-- Exercise brief --
Copy out each line exactly; pictures stay out of the copy.

start Material provided

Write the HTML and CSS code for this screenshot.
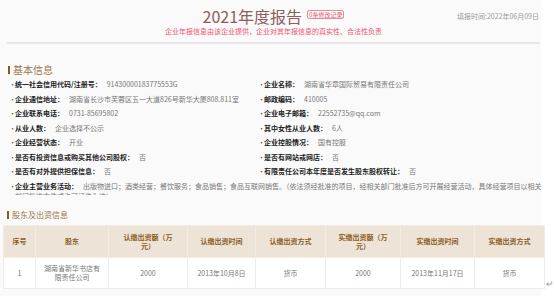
FILE: index.html
```html
<!DOCTYPE html>
<html lang="zh-CN">
<head>
<meta charset="utf-8">
<title>2021年度报告</title>
<link rel="stylesheet" href="styles.css">
</head>
<body>
<div class="page">
  <header class="head">
    <div class="head-side"></div>
    <div class="head-center">
      <div class="title-line">
        <h1 class="title">2021年度报告</h1>
        <span class="badge">0条修改记录</span>
      </div>
      <p class="notice">企业年报信息由该企业提供，企业对其年报信息的真实性、合法性负责</p>
    </div>
    <div class="head-side head-date">填报时间:2022年06月09日</div>
  </header>
  <div class="rule"></div>

  <h2 class="sec-title sec-big"><span class="sec-bar"></span>基本信息</h2>
  <div class="info">
    <div class="item"><span class="dot">·</span><b class="lbl">统一社会信用代码/注册号：</b><span class="val">91430000183775553G</span></div>
    <div class="item"><span class="dot">·</span><b class="lbl">企业名称：</b><span class="val">湖南省华章国际贸易有限责任公司</span></div>
    <div class="item"><span class="dot">·</span><b class="lbl">企业通信地址：</b><span class="val">湖南省长沙市芙蓉区五一大道826号新华大厦808.811室</span></div>
    <div class="item"><span class="dot">·</span><b class="lbl">邮政编码：</b><span class="val">410005</span></div>
    <div class="item"><span class="dot">·</span><b class="lbl">企业联系电话：</b><span class="val">0731-85695802</span></div>
    <div class="item"><span class="dot">·</span><b class="lbl">企业电子邮箱：</b><span class="val">22552735@qq.com</span></div>
    <div class="item"><span class="dot">·</span><b class="lbl">从业人数：</b><span class="val">企业选择不公示</span></div>
    <div class="item"><span class="dot">·</span><b class="lbl">其中女性从业人数：</b><span class="val">6人</span></div>
    <div class="item"><span class="dot">·</span><b class="lbl">企业经营状态：</b><span class="val">开业</span></div>
    <div class="item"><span class="dot">·</span><b class="lbl">企业控股情况：</b><span class="val">国有控股</span></div>
    <div class="item"><span class="dot">·</span><b class="lbl">是否有投资信息或购买其他公司股权：</b><span class="val">否</span></div>
    <div class="item"><span class="dot">·</span><b class="lbl">是否有网站或网店：</b><span class="val">否</span></div>
    <div class="item"><span class="dot">·</span><b class="lbl">是否有对外提供担保信息：</b><span class="val">否</span></div>
    <div class="item"><span class="dot">·</span><b class="lbl">有限责任公司本年度是否发生股东股权转让：</b><span class="val">否</span></div>
    <div class="item item-wide"><span class="dot">·</span><p class="wide-text"><b class="lbl">企业主营业务活动：</b><span class="val">出版物进口；酒类经营；餐饮服务；食品销售；食品互联网销售。（依法须经批准的项目，经相关部门批准后方可开展经营活动，具体经营项目以相关部门批准文件或许可证件为准）</span></p></div>
  </div>

  <h2 class="sec-title sec-small"><span class="sec-bar"></span>股东及出资信息</h2>
  <div class="table-row">
    <table class="grid">
      <colgroup>
        <col class="c1"><col class="c2"><col class="c3"><col class="c4">
        <col class="c5"><col class="c6"><col class="c7"><col class="c8">
      </colgroup>
      <thead>
        <tr>
          <th>序号</th><th>股东</th><th class="wrap">认缴出资额（万元）</th><th>认缴出资时间</th>
          <th>认缴出资方式</th><th class="wrap">实缴出资额（万元）</th><th>实缴出资时间</th><th>实缴出资方式</th>
        </tr>
      </thead>
      <tbody>
        <tr>
          <td>1</td><td class="name">湖南省新华书店有限责任公司</td><td>2000</td><td>2013年10月8日</td>
          <td>货币</td><td>2000</td><td>2013年11月17日</td><td>货币</td>
        </tr>
      </tbody>
    </table>
    <span class="para">↵</span>
  </div>
</div>
</body>
</html>
```

FILE: styles.css
```css
* { box-sizing: border-box; }
html, body { margin: 0; padding: 0; }
body {
  background: #ffffff;
  font-family: "Noto Sans CJK SC", "Noto Sans", sans-serif;
  color: #333;
}
.page {
  width: 554px;
  height: 296px;
  overflow: hidden;
  background: linear-gradient(to right, #fafafa 0, #fafafa 541px, #ffffff 541px);
}
.head {
  display: grid;
  grid-template-columns: 1fr auto 1fr;
  width: 554px;
  padding: 6px 15px 0 8px;
}
.head-center { text-align: center; }
.title-line {
  display: flex;
  align-items: center;
  justify-content: center;
  gap: 5px;
  height: 20px;
}
.title {
  margin: 0;
  font-size: 16px;
  font-weight: normal;
  line-height: 20px;
  color: #8e5d5d;
}
.badge {
  font-size: 6px;
  line-height: 7px;
  color: #e05a70;
  border: 1px solid #e88a99;
  border-radius: 2px;
  padding: 0 1px;
  margin-top: -3px;
}
.notice {
  margin: 0;
  font-size: 7px;
  line-height: 10px;
  color: #ee5472;
  white-space: nowrap;
}
.head-date {
  justify-self: end;
  font-size: 7px;
  line-height: 20px;
  color: #9a9a9a;
  white-space: nowrap;
}
.rule {
  height: 2px;
  background: #e8e8e8;
  margin: 6px 14px 0 7px;
}
.sec-title {
  display: flex;
  align-items: center;
  margin: 0;
  font-weight: normal;
  color: #9a7548;
  line-height: 12px;
}
.sec-big { font-size: 10px; margin-top: 20px; padding-left: 8px; }
.sec-small { font-size: 8px; margin-top: 14px; padding-left: 7px; }
.sec-bar {
  width: 2px;
  height: 8px;
  background: #8a5a22;
  margin-right: 3px;
}
.info {
  display: grid;
  grid-template-columns: 249px 290px;
  grid-auto-rows: 10px;
  row-gap: 4.57px;
  margin-top: 3px;
  padding-left: 9px;
  height: 116px;
  overflow: hidden;
  font-size: 7px;
  line-height: 10px;
}
.item {
  display: flex;
  white-space: nowrap;
}
.item-wide {
  grid-column: 1 / 3;
  grid-row: span 2;
  white-space: normal;
}
.dot {
  width: 6px;
  flex: none;
  color: #555;
}
.lbl {
  font-weight: bold;
  color: #222;
}
.val {
  color: #777;
  margin-left: 5px;
}
.wide-text {
  margin: 0;
  width: 533px;
}
.table-row {
  display: flex;
  align-items: flex-end;
  margin-top: 4px;
  padding-left: 3px;
}
.grid {
  border-collapse: collapse;
  table-layout: fixed;
  width: 541px;
  font-size: 7px;
  line-height: 9px;
  text-align: center;
}
.c1 { width: 32px; } .c2 { width: 73px; } .c3 { width: 79px; } .c4 { width: 68px; }
.c5 { width: 70px; } .c6 { width: 75px; } .c7 { width: 74px; } .c8 { width: 70px; }
.grid th {
  background: #ede3d7;
  color: #8b5e1e;
  font-weight: bold;
  height: 32px;
  padding: 0 3px;
  border: 1px solid #f2ece5;
}
.grid th.wrap { padding: 0 10px; }
.grid td {
  background: #ffffff;
  color: #777;
  height: 31px;
  padding: 0 3px;
  border: 1px solid #ececec;
}
.grid td.name { padding: 0 8px; }
.para {
  font-size: 9px;
  line-height: 9px;
  color: #999;
  margin-left: 1px;
  margin-bottom: 1px;
}
```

end Material provided

-- Solution to the problem --
Write the HTML and CSS code for this screenshot.
FILE: index.html
```html
<!DOCTYPE html>
<html lang="zh-CN">
<head>
<meta charset="utf-8">
<title>2021年度报告</title>
<link rel="stylesheet" href="styles.css">
</head>
<body>
<div class="page">
  <header class="head">
    <div class="head-side"></div>
    <div class="head-center">
      <div class="title-line">
        <h1 class="title">2021年度报告</h1>
        <span class="badge">0条修改记录</span>
      </div>
      <p class="notice">企业年报信息由该企业提供，企业对其年报信息的真实性、合法性负责</p>
    </div>
    <div class="head-side head-date">填报时间:2022年06月09日</div>
  </header>
  <div class="rule"></div>

  <h2 class="sec-title sec-big"><span class="sec-bar"></span>基本信息</h2>
  <div class="info">
    <div class="item"><span class="dot">·</span><b class="lbl">统一社会信用代码/注册号：</b><span class="val">91430000183775553G</span></div>
    <div class="item"><span class="dot">·</span><b class="lbl">企业名称：</b><span class="val">湖南省华章国际贸易有限责任公司</span></div>
    <div class="item"><span class="dot">·</span><b class="lbl">企业通信地址：</b><span class="val">湖南省长沙市芙蓉区五一大道826号新华大厦808.811室</span></div>
    <div class="item"><span class="dot">·</span><b class="lbl">邮政编码：</b><span class="val">410005</span></div>
    <div class="item"><span class="dot">·</span><b class="lbl">企业联系电话：</b><span class="val">0731-85695802</span></div>
    <div class="item"><span class="dot">·</span><b class="lbl">企业电子邮箱：</b><span class="val">22552735@qq.com</span></div>
    <div class="item"><span class="dot">·</span><b class="lbl">从业人数：</b><span class="val">企业选择不公示</span></div>
    <div class="item"><span class="dot">·</span><b class="lbl">其中女性从业人数：</b><span class="val">6人</span></div>
    <div class="item"><span class="dot">·</span><b class="lbl">企业经营状态：</b><span class="val">开业</span></div>
    <div class="item"><span class="dot">·</span><b class="lbl">企业控股情况：</b><span class="val">国有控股</span></div>
    <div class="item"><span class="dot">·</span><b class="lbl">是否有投资信息或购买其他公司股权：</b><span class="val">否</span></div>
    <div class="item"><span class="dot">·</span><b class="lbl">是否有网站或网店：</b><span class="val">否</span></div>
    <div class="item"><span class="dot">·</span><b class="lbl">是否有对外提供担保信息：</b><span class="val">否</span></div>
    <div class="item"><span class="dot">·</span><b class="lbl">有限责任公司本年度是否发生股东股权转让：</b><span class="val">否</span></div>
    <div class="item item-wide"><span class="dot">·</span><p class="wide-text"><b class="lbl">企业主营业务活动：</b><span class="val">出版物进口；酒类经营；餐饮服务；食品销售；食品互联网销售。（依法须经批准的项目，经相关部门批准后方可开展经营活动，具体经营项目以相关部门批准文件或许可证件为准）</span></p></div>
  </div>

  <h2 class="sec-title sec-small"><span class="sec-bar"></span>股东及出资信息</h2>
  <div class="table-row">
    <table class="grid">
      <colgroup>
        <col class="c1"><col class="c2"><col class="c3"><col class="c4">
        <col class="c5"><col class="c6"><col class="c7"><col class="c8">
      </colgroup>
      <thead>
        <tr>
          <th>序号</th><th>股东</th><th class="wrap">认缴出资额（万元）</th><th>认缴出资时间</th>
          <th>认缴出资方式</th><th class="wrap">实缴出资额（万元）</th><th>实缴出资时间</th><th>实缴出资方式</th>
        </tr>
      </thead>
      <tbody>
        <tr>
          <td>1</td><td class="name">湖南省新华书店有限责任公司</td><td>2000</td><td>2013年10月8日</td>
          <td>货币</td><td>2000</td><td>2013年11月17日</td><td>货币</td>
        </tr>
      </tbody>
    </table>
    <span class="para">↵</span>
  </div>
</div>
</body>
</html>
```

FILE: styles.css
```css
* { box-sizing: border-box; }
html, body { margin: 0; padding: 0; }
body {
  background: #ffffff;
  font-family: "Noto Sans CJK SC", "Noto Sans", sans-serif;
  color: #333;
}
.page {
  width: 554px;
  height: 296px;
  overflow: hidden;
  background: linear-gradient(to right, #fafafa 0, #fafafa 541px, #ffffff 541px);
}
.head {
  display: grid;
  grid-template-columns: 1fr auto 1fr;
  width: 554px;
  padding: 6px 15px 0 8px;
}
.head-center { text-align: center; }
.title-line {
  display: flex;
  align-items: center;
  justify-content: center;
  gap: 5px;
  height: 20px;
}
.title {
  margin: 0;
  font-size: 16px;
  font-weight: normal;
  line-height: 20px;
  color: #8e5d5d;
}
.badge {
  font-size: 6px;
  line-height: 7px;
  color: #e05a70;
  border: 1px solid #e88a99;
  border-radius: 2px;
  padding: 0 1px;
  margin-top: -3px;
}
.notice {
  margin: 0;
  font-size: 7px;
  line-height: 10px;
  color: #ee5472;
  white-space: nowrap;
}
.head-date {
  justify-self: end;
  font-size: 7px;
  line-height: 20px;
  color: #9a9a9a;
  white-space: nowrap;
}
.rule {
  height: 2px;
  background: #e8e8e8;
  margin: 6px 14px 0 7px;
}
.sec-title {
  display: flex;
  align-items: center;
  margin: 0;
  font-weight: normal;
  color: #9a7548;
  line-height: 12px;
}
.sec-big { font-size: 10px; margin-top: 20px; padding-left: 8px; }
.sec-small { font-size: 8px; margin-top: 14px; padding-left: 7px; }
.sec-bar {
  width: 2px;
  height: 8px;
  background: #8a5a22;
  margin-right: 3px;
}
.info {
  display: grid;
  grid-template-columns: 249px 290px;
  grid-auto-rows: 10px;
  row-gap: 4.57px;
  margin-top: 3px;
  padding-left: 9px;
  height: 116px;
  overflow: hidden;
  font-size: 7px;
  line-height: 10px;
}
.item {
  display: flex;
  white-space: nowrap;
}
.item-wide {
  grid-column: 1 / 3;
  grid-row: span 2;
  white-space: normal;
}
.dot {
  width: 6px;
  flex: none;
  color: #555;
}
.lbl {
  font-weight: bold;
  color: #222;
}
.val {
  color: #777;
  margin-left: 5px;
}
.wide-text {
  margin: 0;
  width: 533px;
}
.table-row {
  display: flex;
  align-items: flex-end;
  margin-top: 4px;
  padding-left: 3px;
}
.grid {
  border-collapse: collapse;
  table-layout: fixed;
  width: 541px;
  font-size: 7px;
  line-height: 9px;
  text-align: center;
}
.c1 { width: 32px; } .c2 { width: 73px; } .c3 { width: 79px; } .c4 { width: 68px; }
.c5 { width: 70px; } .c6 { width: 75px; } .c7 { width: 74px; } .c8 { width: 70px; }
.grid th {
  background: #ede3d7;
  color: #8b5e1e;
  font-weight: bold;
  height: 32px;
  padding: 0 3px;
  border: 1px solid #f2ece5;
}
.grid th.wrap { padding: 0 10px; }
.grid td {
  background: #ffffff;
  color: #777;
  height: 31px;
  padding: 0 3px;
  border: 1px solid #ececec;
}
.grid td.name { padding: 0 8px; }
.para {
  font-size: 9px;
  line-height: 9px;
  color: #999;
  margin-left: 1px;
  margin-bottom: 1px;
}
```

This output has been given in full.